Adults 65 years and older are disproportionately impacted by COVID-19 and at higher risk for severe disease and hospitalizations.
“Today’s recommendation allows older adults to receive an additional dose of this season’s COVID-19 vaccine to provide added protection,” CDC Director Mandy Cohen said in a statement. “Most COVID-19 deaths and hospitalizations last year were among people 65 years and older. An additional vaccine dose can provide added protection that may have decreased over time for those at highest risk.”
The official recommendation means that the shots will be covered by insurance plans, and people will be able to get them at pharmacies in the next few days.
People 18 to 64 do not face the same risks, so an additional dose wouldn’t be cost effective for them, agency advisers said.
According to the CDC scientific advisers, the latest vaccines have an effectiveness of about 40 to 50 percent against symptomatic infection or hospitalization based on currently circulating variants, though the numbers in the analysis were small.
Earlier Wednesday, the scientific advisory panel voted 11-1, with one abstention, to recommend that older adults “should” get the shots.

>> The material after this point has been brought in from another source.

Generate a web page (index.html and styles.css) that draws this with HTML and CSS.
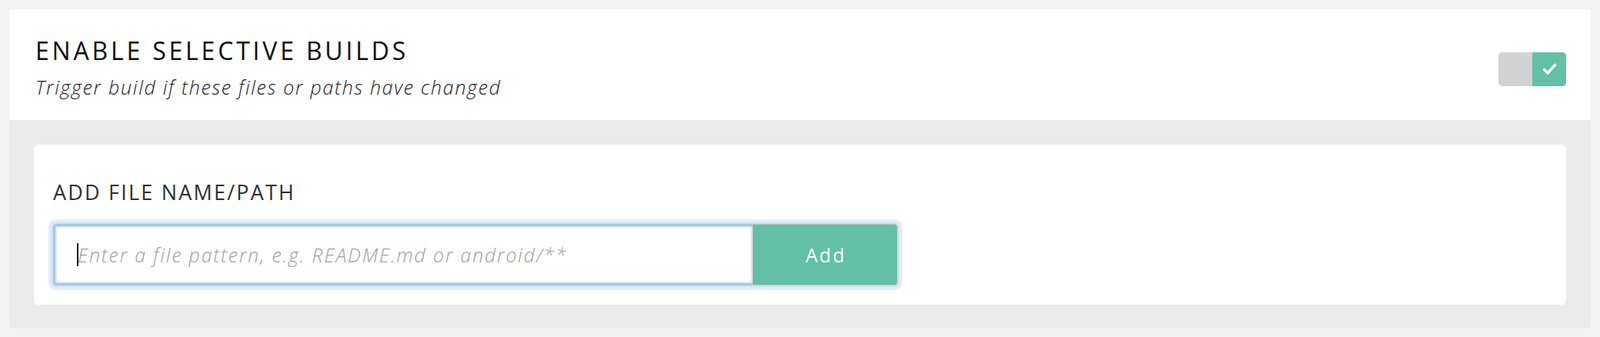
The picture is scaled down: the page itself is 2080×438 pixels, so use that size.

Current CDC guidance recommends an additional COVID-19 vaccine dose for people who are moderately or severely immunocompromised, with people in this group having the option of getting one more dose two months after their initial shot.
Vaccine uptake has consistently fallen since the first COVID-19 vaccine was authorized in 2021. Federal data indicates less than a quarter of adults in the U.S. have received an updated 2023-24 COVID-19 vaccine dose.